RAW DATA —

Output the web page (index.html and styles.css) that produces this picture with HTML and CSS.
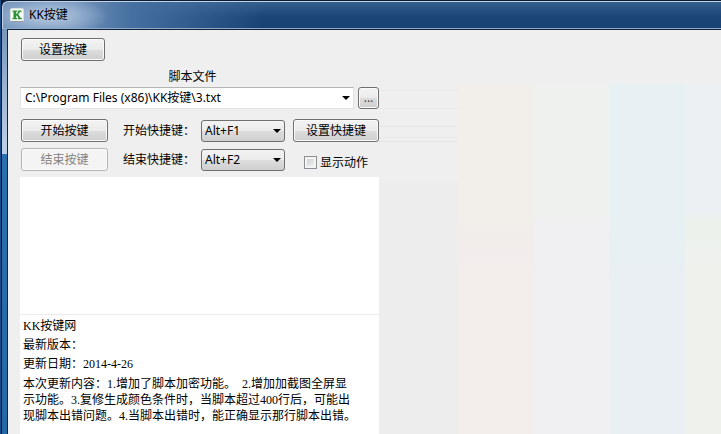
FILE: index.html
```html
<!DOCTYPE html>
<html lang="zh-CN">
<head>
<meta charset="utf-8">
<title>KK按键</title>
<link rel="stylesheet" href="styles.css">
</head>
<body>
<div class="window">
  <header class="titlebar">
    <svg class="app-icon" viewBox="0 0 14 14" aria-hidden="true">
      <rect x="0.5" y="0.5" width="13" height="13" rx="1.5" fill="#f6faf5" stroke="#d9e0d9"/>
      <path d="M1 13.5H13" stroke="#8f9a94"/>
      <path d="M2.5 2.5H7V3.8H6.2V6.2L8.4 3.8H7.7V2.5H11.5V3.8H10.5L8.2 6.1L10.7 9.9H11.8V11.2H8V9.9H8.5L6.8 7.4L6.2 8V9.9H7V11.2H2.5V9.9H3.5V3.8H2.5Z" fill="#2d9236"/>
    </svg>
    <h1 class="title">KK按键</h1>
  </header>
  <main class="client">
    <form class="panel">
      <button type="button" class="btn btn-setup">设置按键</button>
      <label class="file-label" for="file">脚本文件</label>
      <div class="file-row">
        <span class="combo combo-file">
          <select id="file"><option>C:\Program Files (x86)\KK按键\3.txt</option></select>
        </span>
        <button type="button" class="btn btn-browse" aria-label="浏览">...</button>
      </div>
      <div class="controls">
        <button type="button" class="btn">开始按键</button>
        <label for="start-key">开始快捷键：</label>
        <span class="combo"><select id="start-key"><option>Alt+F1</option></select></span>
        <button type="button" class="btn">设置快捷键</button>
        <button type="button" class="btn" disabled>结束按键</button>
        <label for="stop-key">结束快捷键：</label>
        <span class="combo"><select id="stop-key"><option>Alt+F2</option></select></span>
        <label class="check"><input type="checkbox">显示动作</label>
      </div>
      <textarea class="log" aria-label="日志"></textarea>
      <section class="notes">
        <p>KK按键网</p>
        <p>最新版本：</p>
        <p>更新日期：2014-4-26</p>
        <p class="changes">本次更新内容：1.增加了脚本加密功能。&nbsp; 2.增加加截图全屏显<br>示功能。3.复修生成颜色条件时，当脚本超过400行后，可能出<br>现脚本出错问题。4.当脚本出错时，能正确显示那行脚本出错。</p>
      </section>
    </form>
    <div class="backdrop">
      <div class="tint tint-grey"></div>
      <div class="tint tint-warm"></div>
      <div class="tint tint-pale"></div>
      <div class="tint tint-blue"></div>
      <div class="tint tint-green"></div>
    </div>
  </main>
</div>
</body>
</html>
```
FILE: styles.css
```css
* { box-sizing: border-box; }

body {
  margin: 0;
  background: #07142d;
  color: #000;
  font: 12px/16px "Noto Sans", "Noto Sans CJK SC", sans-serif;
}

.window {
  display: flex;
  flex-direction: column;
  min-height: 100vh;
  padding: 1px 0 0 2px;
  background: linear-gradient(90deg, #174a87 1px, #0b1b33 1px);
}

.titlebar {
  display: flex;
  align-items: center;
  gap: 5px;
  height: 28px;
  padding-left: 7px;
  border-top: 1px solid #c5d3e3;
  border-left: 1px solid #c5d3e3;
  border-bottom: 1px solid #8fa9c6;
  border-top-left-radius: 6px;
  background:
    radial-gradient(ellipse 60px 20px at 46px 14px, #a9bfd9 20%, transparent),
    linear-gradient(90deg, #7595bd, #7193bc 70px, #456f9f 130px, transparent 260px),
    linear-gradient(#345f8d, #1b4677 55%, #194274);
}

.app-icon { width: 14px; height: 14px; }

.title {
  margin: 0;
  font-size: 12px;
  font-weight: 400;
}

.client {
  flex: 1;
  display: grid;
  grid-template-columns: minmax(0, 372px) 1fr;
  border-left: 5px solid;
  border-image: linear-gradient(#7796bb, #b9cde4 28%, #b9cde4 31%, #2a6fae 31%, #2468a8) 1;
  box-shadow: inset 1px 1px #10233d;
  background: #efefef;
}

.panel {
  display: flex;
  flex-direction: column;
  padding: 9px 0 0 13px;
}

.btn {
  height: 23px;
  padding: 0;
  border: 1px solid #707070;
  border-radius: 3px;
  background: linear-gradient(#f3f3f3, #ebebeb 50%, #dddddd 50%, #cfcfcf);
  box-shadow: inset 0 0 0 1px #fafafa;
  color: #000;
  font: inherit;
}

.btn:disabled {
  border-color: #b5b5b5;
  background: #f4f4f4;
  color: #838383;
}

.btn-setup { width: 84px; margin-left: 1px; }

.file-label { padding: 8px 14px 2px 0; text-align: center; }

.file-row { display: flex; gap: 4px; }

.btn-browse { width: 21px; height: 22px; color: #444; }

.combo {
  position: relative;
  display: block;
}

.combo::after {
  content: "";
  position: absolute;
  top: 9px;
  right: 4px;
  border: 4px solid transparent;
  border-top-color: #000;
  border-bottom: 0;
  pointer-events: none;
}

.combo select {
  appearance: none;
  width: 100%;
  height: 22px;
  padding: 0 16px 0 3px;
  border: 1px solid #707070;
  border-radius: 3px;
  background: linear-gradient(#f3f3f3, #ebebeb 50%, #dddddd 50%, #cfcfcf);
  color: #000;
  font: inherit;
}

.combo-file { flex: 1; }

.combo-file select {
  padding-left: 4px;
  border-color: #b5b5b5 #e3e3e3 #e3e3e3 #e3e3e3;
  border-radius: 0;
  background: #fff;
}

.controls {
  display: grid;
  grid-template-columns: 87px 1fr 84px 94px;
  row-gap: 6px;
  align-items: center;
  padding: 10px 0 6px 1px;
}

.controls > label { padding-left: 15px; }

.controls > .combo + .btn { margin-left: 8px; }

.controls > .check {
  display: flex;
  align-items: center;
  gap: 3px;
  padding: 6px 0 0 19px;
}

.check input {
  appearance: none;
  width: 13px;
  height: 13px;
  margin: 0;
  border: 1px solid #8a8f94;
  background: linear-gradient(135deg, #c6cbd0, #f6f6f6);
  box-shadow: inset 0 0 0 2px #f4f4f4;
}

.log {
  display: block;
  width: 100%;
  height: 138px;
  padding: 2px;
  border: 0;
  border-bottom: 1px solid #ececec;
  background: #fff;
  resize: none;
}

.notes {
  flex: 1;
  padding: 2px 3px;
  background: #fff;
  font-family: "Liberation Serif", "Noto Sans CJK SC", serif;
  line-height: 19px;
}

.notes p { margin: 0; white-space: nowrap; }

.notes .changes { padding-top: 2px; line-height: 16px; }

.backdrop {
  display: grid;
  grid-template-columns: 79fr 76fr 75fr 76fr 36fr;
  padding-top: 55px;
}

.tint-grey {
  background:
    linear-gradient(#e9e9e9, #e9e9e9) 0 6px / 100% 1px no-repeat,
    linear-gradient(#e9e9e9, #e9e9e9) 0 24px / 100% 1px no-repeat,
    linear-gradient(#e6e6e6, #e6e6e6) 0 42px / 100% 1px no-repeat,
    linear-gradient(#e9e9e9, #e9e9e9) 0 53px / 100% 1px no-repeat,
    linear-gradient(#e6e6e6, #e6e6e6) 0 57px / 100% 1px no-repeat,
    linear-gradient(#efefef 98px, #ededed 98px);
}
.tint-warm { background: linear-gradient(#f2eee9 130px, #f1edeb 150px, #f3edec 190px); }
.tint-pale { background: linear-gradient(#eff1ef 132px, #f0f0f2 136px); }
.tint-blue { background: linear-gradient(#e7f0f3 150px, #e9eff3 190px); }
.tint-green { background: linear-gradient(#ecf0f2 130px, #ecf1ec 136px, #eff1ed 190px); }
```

STATED PROBLEM —
Reproduce the material word for word. Any pictures should be left out of the copy.

THE OUTPUT —
Output the web page (index.html and styles.css) that produces this picture with HTML and CSS.
FILE: index.html
```html
<!DOCTYPE html>
<html lang="zh-CN">
<head>
<meta charset="utf-8">
<title>KK按键</title>
<link rel="stylesheet" href="styles.css">
</head>
<body>
<div class="window">
  <header class="titlebar">
    <svg class="app-icon" viewBox="0 0 14 14" aria-hidden="true">
      <rect x="0.5" y="0.5" width="13" height="13" rx="1.5" fill="#f6faf5" stroke="#d9e0d9"/>
      <path d="M1 13.5H13" stroke="#8f9a94"/>
      <path d="M2.5 2.5H7V3.8H6.2V6.2L8.4 3.8H7.7V2.5H11.5V3.8H10.5L8.2 6.1L10.7 9.9H11.8V11.2H8V9.9H8.5L6.8 7.4L6.2 8V9.9H7V11.2H2.5V9.9H3.5V3.8H2.5Z" fill="#2d9236"/>
    </svg>
    <h1 class="title">KK按键</h1>
  </header>
  <main class="client">
    <form class="panel">
      <button type="button" class="btn btn-setup">设置按键</button>
      <label class="file-label" for="file">脚本文件</label>
      <div class="file-row">
        <span class="combo combo-file">
          <select id="file"><option>C:\Program Files (x86)\KK按键\3.txt</option></select>
        </span>
        <button type="button" class="btn btn-browse" aria-label="浏览">...</button>
      </div>
      <div class="controls">
        <button type="button" class="btn">开始按键</button>
        <label for="start-key">开始快捷键：</label>
        <span class="combo"><select id="start-key"><option>Alt+F1</option></select></span>
        <button type="button" class="btn">设置快捷键</button>
        <button type="button" class="btn" disabled>结束按键</button>
        <label for="stop-key">结束快捷键：</label>
        <span class="combo"><select id="stop-key"><option>Alt+F2</option></select></span>
        <label class="check"><input type="checkbox">显示动作</label>
      </div>
      <textarea class="log" aria-label="日志"></textarea>
      <section class="notes">
        <p>KK按键网</p>
        <p>最新版本：</p>
        <p>更新日期：2014-4-26</p>
        <p class="changes">本次更新内容：1.增加了脚本加密功能。&nbsp; 2.增加加截图全屏显<br>示功能。3.复修生成颜色条件时，当脚本超过400行后，可能出<br>现脚本出错问题。4.当脚本出错时，能正确显示那行脚本出错。</p>
      </section>
    </form>
    <div class="backdrop">
      <div class="tint tint-grey"></div>
      <div class="tint tint-warm"></div>
      <div class="tint tint-pale"></div>
      <div class="tint tint-blue"></div>
      <div class="tint tint-green"></div>
    </div>
  </main>
</div>
</body>
</html>
```
FILE: styles.css
```css
* { box-sizing: border-box; }

body {
  margin: 0;
  background: #07142d;
  color: #000;
  font: 12px/16px "Noto Sans", "Noto Sans CJK SC", sans-serif;
}

.window {
  display: flex;
  flex-direction: column;
  min-height: 100vh;
  padding: 1px 0 0 2px;
  background: linear-gradient(90deg, #174a87 1px, #0b1b33 1px);
}

.titlebar {
  display: flex;
  align-items: center;
  gap: 5px;
  height: 28px;
  padding-left: 7px;
  border-top: 1px solid #c5d3e3;
  border-left: 1px solid #c5d3e3;
  border-bottom: 1px solid #8fa9c6;
  border-top-left-radius: 6px;
  background:
    radial-gradient(ellipse 60px 20px at 46px 14px, #a9bfd9 20%, transparent),
    linear-gradient(90deg, #7595bd, #7193bc 70px, #456f9f 130px, transparent 260px),
    linear-gradient(#345f8d, #1b4677 55%, #194274);
}

.app-icon { width: 14px; height: 14px; }

.title {
  margin: 0;
  font-size: 12px;
  font-weight: 400;
}

.client {
  flex: 1;
  display: grid;
  grid-template-columns: minmax(0, 372px) 1fr;
  border-left: 5px solid;
  border-image: linear-gradient(#7796bb, #b9cde4 28%, #b9cde4 31%, #2a6fae 31%, #2468a8) 1;
  box-shadow: inset 1px 1px #10233d;
  background: #efefef;
}

.panel {
  display: flex;
  flex-direction: column;
  padding: 9px 0 0 13px;
}

.btn {
  height: 23px;
  padding: 0;
  border: 1px solid #707070;
  border-radius: 3px;
  background: linear-gradient(#f3f3f3, #ebebeb 50%, #dddddd 50%, #cfcfcf);
  box-shadow: inset 0 0 0 1px #fafafa;
  color: #000;
  font: inherit;
}

.btn:disabled {
  border-color: #b5b5b5;
  background: #f4f4f4;
  color: #838383;
}

.btn-setup { width: 84px; margin-left: 1px; }

.file-label { padding: 8px 14px 2px 0; text-align: center; }

.file-row { display: flex; gap: 4px; }

.btn-browse { width: 21px; height: 22px; color: #444; }

.combo {
  position: relative;
  display: block;
}

.combo::after {
  content: "";
  position: absolute;
  top: 9px;
  right: 4px;
  border: 4px solid transparent;
  border-top-color: #000;
  border-bottom: 0;
  pointer-events: none;
}

.combo select {
  appearance: none;
  width: 100%;
  height: 22px;
  padding: 0 16px 0 3px;
  border: 1px solid #707070;
  border-radius: 3px;
  background: linear-gradient(#f3f3f3, #ebebeb 50%, #dddddd 50%, #cfcfcf);
  color: #000;
  font: inherit;
}

.combo-file { flex: 1; }

.combo-file select {
  padding-left: 4px;
  border-color: #b5b5b5 #e3e3e3 #e3e3e3 #e3e3e3;
  border-radius: 0;
  background: #fff;
}

.controls {
  display: grid;
  grid-template-columns: 87px 1fr 84px 94px;
  row-gap: 6px;
  align-items: center;
  padding: 10px 0 6px 1px;
}

.controls > label { padding-left: 15px; }

.controls > .combo + .btn { margin-left: 8px; }

.controls > .check {
  display: flex;
  align-items: center;
  gap: 3px;
  padding: 6px 0 0 19px;
}

.check input {
  appearance: none;
  width: 13px;
  height: 13px;
  margin: 0;
  border: 1px solid #8a8f94;
  background: linear-gradient(135deg, #c6cbd0, #f6f6f6);
  box-shadow: inset 0 0 0 2px #f4f4f4;
}

.log {
  display: block;
  width: 100%;
  height: 138px;
  padding: 2px;
  border: 0;
  border-bottom: 1px solid #ececec;
  background: #fff;
  resize: none;
}

.notes {
  flex: 1;
  padding: 2px 3px;
  background: #fff;
  font-family: "Liberation Serif", "Noto Sans CJK SC", serif;
  line-height: 19px;
}

.notes p { margin: 0; white-space: nowrap; }

.notes .changes { padding-top: 2px; line-height: 16px; }

.backdrop {
  display: grid;
  grid-template-columns: 79fr 76fr 75fr 76fr 36fr;
  padding-top: 55px;
}

.tint-grey {
  background:
    linear-gradient(#e9e9e9, #e9e9e9) 0 6px / 100% 1px no-repeat,
    linear-gradient(#e9e9e9, #e9e9e9) 0 24px / 100% 1px no-repeat,
    linear-gradient(#e6e6e6, #e6e6e6) 0 42px / 100% 1px no-repeat,
    linear-gradient(#e9e9e9, #e9e9e9) 0 53px / 100% 1px no-repeat,
    linear-gradient(#e6e6e6, #e6e6e6) 0 57px / 100% 1px no-repeat,
    linear-gradient(#efefef 98px, #ededed 98px);
}
.tint-warm { background: linear-gradient(#f2eee9 130px, #f1edeb 150px, #f3edec 190px); }
.tint-pale { background: linear-gradient(#eff1ef 132px, #f0f0f2 136px); }
.tint-blue { background: linear-gradient(#e7f0f3 150px, #e9eff3 190px); }
.tint-green { background: linear-gradient(#ecf0f2 130px, #ecf1ec 136px, #eff1ed 190px); }
```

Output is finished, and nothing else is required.